There’s something mysterious and compelling in discovering how a color image translates to grayscale, and then how one can use its color information to create a black and white masterpiece. With the advent of the B&W mixer, it’s simple and intuitive to adjust local contrast by adjusting the luminosity of individual color hues.

As you gain experience converting images, you’ll start to see how colors translate to grayscale. You’ll know intuitively that the more color in a blue sky, the more potential for controlling its brightness, creating stark contrast with clouds. Sometimes the way to the best black and white is through color. And sometimes you need to think out of the box.

As many of you know, I’m a big proponent of using LAB color to get rich color images that don’t compromise shape and contrast. But when I had a problem recently converting a color image to monochrome, I turned to LAB to use its power in color manipulation to get the effect I needed in a black and white conversion.

The problem was, the sliders in CR/LR’s B&W mixer just didn’t go far enough in darkening the red and yellows in the image.
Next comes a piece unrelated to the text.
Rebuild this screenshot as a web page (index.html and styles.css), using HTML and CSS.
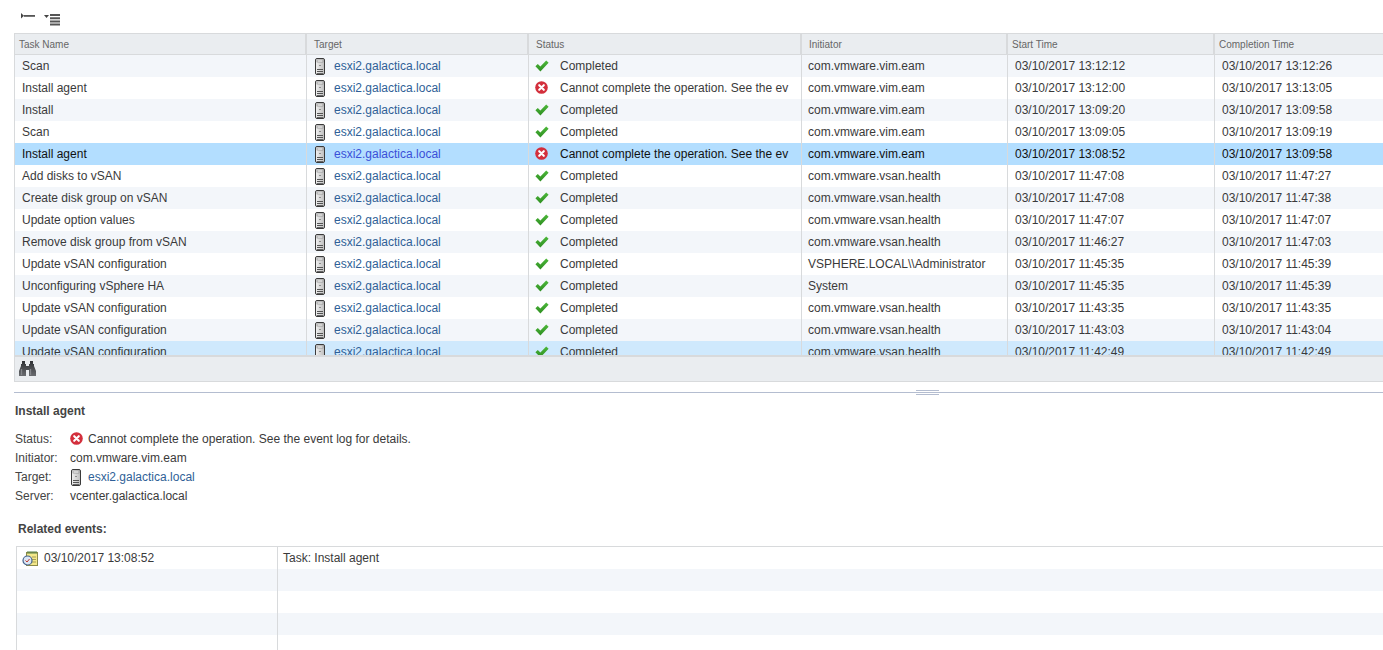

So, I reverted to color and opened the image as 16-bit LAB color in Photoshop. Then, I added a Hue/Saturation layer and used the scrubby tool to find the exact hues I wanted to darken. Once I found them, I didn’t use the saturation slider but the brightness slider to darken the color by dragging to the left. Adjacent to it was the other hue, so I repeated the action to darken it as well. Then I selected the Master channel from the dropdown menu and dragged its slider all the way to the left to fully desaturate the image and complete the monochrome conversation. And as it turns out, LAB Color is just as powerful for Black and White images as it is for color. Who knew?

Discovering these sorts of things is part of the joy of using color images as a starting point for monochrome. So, go find the gems, experiment and enjoy!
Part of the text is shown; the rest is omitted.